▶ **The problem**
Set down, exactly as written, the lines from the top of the data to the line that holds "true, false, false];", and omit the pictures.
= = = =
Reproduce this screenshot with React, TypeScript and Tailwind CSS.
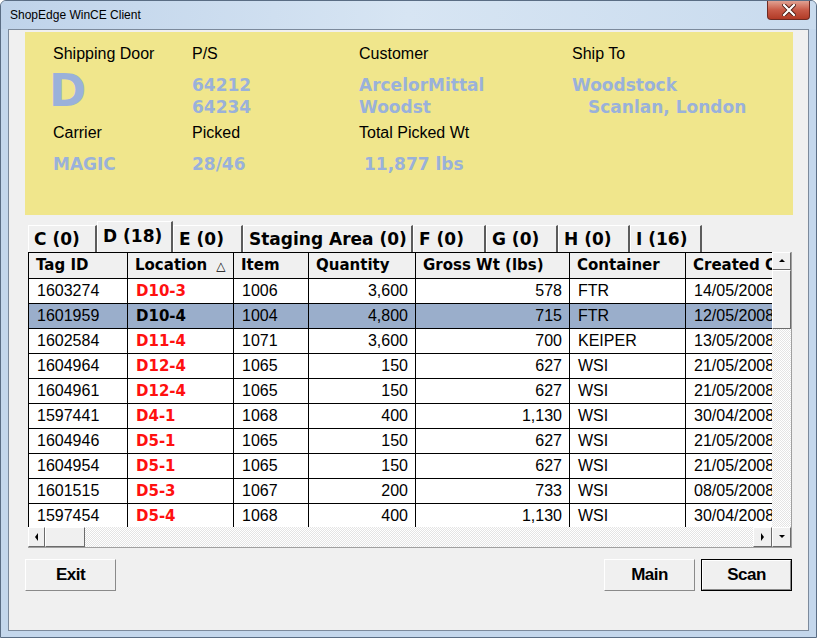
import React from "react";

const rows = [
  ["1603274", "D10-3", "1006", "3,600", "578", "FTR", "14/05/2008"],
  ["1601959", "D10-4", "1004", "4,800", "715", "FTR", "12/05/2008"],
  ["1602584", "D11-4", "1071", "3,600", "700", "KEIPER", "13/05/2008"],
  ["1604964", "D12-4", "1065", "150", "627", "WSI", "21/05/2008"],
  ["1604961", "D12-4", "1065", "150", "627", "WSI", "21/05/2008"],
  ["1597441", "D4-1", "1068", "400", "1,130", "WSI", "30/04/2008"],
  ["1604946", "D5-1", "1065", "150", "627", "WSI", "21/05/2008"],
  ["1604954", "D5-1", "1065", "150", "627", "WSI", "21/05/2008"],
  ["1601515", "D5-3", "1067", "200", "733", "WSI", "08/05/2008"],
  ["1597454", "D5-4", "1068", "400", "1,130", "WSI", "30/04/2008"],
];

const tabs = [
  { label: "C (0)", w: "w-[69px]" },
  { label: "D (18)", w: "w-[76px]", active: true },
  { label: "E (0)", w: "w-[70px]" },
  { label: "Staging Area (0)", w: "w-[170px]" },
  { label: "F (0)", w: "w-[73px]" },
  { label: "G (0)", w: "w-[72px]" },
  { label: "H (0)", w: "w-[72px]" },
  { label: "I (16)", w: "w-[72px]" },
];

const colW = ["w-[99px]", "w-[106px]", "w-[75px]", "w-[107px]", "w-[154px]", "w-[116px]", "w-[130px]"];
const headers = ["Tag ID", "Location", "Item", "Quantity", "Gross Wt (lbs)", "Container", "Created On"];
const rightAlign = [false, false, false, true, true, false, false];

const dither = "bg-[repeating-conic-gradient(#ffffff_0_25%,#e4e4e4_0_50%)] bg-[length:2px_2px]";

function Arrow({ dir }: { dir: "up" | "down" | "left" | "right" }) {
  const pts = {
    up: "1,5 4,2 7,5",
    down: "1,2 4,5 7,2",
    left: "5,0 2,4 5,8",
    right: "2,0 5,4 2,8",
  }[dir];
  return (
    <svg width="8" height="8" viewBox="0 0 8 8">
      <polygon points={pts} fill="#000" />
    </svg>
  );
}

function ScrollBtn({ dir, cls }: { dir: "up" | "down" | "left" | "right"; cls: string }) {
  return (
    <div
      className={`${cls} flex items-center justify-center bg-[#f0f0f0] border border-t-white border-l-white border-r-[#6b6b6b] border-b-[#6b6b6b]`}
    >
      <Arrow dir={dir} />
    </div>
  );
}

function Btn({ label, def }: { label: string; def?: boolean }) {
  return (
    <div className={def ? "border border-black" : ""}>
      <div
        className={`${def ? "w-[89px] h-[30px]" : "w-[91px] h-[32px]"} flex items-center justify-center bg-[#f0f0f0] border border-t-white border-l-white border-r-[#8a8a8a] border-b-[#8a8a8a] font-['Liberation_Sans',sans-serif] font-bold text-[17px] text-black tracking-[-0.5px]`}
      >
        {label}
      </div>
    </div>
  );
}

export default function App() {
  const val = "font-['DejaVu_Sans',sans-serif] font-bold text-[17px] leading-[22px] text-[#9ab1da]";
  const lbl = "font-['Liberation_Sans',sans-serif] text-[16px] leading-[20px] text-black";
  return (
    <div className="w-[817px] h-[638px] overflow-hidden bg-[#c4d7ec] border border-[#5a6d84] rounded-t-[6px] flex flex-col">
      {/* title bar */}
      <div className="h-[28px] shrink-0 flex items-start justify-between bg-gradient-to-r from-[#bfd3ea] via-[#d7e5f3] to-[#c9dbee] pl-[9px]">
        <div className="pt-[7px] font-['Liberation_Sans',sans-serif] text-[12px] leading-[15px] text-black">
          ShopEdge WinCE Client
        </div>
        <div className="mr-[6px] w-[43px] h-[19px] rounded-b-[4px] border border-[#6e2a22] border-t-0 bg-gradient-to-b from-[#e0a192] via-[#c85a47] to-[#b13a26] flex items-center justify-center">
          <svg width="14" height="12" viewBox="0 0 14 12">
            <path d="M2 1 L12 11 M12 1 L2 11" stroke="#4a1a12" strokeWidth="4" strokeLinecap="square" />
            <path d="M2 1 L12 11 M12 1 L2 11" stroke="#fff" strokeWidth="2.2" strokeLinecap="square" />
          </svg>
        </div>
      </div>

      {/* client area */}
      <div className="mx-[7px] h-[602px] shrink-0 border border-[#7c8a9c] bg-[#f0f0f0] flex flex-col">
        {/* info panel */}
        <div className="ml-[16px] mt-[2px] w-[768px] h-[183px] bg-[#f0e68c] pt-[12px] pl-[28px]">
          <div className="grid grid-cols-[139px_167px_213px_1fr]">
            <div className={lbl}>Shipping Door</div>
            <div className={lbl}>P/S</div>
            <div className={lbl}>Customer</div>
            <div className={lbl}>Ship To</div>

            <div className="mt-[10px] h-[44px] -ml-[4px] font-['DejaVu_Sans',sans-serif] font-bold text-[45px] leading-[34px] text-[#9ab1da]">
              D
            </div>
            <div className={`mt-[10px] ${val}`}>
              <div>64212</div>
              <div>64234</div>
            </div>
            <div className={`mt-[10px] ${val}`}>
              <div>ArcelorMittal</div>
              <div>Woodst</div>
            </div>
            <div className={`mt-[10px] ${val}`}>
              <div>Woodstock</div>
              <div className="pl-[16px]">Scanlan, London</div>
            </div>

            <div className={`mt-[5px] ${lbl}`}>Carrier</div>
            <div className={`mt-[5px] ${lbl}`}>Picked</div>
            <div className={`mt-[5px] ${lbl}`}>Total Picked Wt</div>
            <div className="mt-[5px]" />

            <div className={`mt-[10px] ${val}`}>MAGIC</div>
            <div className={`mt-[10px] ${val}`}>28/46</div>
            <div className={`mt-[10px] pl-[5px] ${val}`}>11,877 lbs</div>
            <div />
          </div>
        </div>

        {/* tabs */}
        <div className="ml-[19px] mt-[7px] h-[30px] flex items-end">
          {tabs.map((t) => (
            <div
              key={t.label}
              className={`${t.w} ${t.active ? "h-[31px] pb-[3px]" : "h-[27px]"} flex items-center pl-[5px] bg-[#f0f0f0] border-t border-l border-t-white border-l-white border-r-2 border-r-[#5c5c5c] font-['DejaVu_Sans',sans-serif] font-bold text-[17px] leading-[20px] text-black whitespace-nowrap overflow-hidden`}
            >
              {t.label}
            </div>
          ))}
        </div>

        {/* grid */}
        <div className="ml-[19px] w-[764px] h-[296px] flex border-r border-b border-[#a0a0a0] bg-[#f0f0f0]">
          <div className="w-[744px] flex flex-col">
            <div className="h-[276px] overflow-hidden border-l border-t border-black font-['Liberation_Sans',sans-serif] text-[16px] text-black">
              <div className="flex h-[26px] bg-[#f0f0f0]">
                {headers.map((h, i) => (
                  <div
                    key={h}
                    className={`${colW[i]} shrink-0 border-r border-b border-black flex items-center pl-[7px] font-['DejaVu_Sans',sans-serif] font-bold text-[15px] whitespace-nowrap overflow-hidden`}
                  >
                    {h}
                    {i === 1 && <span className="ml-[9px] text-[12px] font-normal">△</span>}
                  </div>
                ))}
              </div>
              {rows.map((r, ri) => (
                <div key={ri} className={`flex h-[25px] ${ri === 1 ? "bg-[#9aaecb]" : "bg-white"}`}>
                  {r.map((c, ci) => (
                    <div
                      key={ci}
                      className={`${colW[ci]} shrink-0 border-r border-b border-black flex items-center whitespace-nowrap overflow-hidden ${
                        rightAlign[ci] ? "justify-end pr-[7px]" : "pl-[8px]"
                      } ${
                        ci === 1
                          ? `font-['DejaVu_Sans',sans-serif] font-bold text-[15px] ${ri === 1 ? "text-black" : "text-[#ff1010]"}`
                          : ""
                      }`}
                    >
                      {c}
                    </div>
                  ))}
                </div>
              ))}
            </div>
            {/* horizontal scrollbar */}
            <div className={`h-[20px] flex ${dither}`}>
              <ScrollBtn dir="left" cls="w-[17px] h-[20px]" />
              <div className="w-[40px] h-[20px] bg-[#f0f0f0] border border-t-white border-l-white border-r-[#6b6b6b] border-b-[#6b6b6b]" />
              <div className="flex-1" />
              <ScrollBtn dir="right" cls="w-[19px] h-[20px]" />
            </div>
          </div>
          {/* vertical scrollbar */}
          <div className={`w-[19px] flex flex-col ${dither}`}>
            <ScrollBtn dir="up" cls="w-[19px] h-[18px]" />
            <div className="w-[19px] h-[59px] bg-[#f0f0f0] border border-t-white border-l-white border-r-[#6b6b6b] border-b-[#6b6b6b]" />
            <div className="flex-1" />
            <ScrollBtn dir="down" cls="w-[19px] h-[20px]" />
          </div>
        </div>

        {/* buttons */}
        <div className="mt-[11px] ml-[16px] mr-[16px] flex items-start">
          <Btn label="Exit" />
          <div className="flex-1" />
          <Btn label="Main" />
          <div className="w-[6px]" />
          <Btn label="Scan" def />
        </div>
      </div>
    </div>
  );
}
= = = =
▶ **Finished exercise**
Reproduce this screenshot with React, TypeScript and Tailwind CSS.
import React from "react";

const rows = [
  ["1603274", "D10-3", "1006", "3,600", "578", "FTR", "14/05/2008"],
  ["1601959", "D10-4", "1004", "4,800", "715", "FTR", "12/05/2008"],
  ["1602584", "D11-4", "1071", "3,600", "700", "KEIPER", "13/05/2008"],
  ["1604964", "D12-4", "1065", "150", "627", "WSI", "21/05/2008"],
  ["1604961", "D12-4", "1065", "150", "627", "WSI", "21/05/2008"],
  ["1597441", "D4-1", "1068", "400", "1,130", "WSI", "30/04/2008"],
  ["1604946", "D5-1", "1065", "150", "627", "WSI", "21/05/2008"],
  ["1604954", "D5-1", "1065", "150", "627", "WSI", "21/05/2008"],
  ["1601515", "D5-3", "1067", "200", "733", "WSI", "08/05/2008"],
  ["1597454", "D5-4", "1068", "400", "1,130", "WSI", "30/04/2008"],
];

const tabs = [
  { label: "C (0)", w: "w-[69px]" },
  { label: "D (18)", w: "w-[76px]", active: true },
  { label: "E (0)", w: "w-[70px]" },
  { label: "Staging Area (0)", w: "w-[170px]" },
  { label: "F (0)", w: "w-[73px]" },
  { label: "G (0)", w: "w-[72px]" },
  { label: "H (0)", w: "w-[72px]" },
  { label: "I (16)", w: "w-[72px]" },
];

const colW = ["w-[99px]", "w-[106px]", "w-[75px]", "w-[107px]", "w-[154px]", "w-[116px]", "w-[130px]"];
const headers = ["Tag ID", "Location", "Item", "Quantity", "Gross Wt (lbs)", "Container", "Created On"];
const rightAlign = [false, false, false, true, true, false, false];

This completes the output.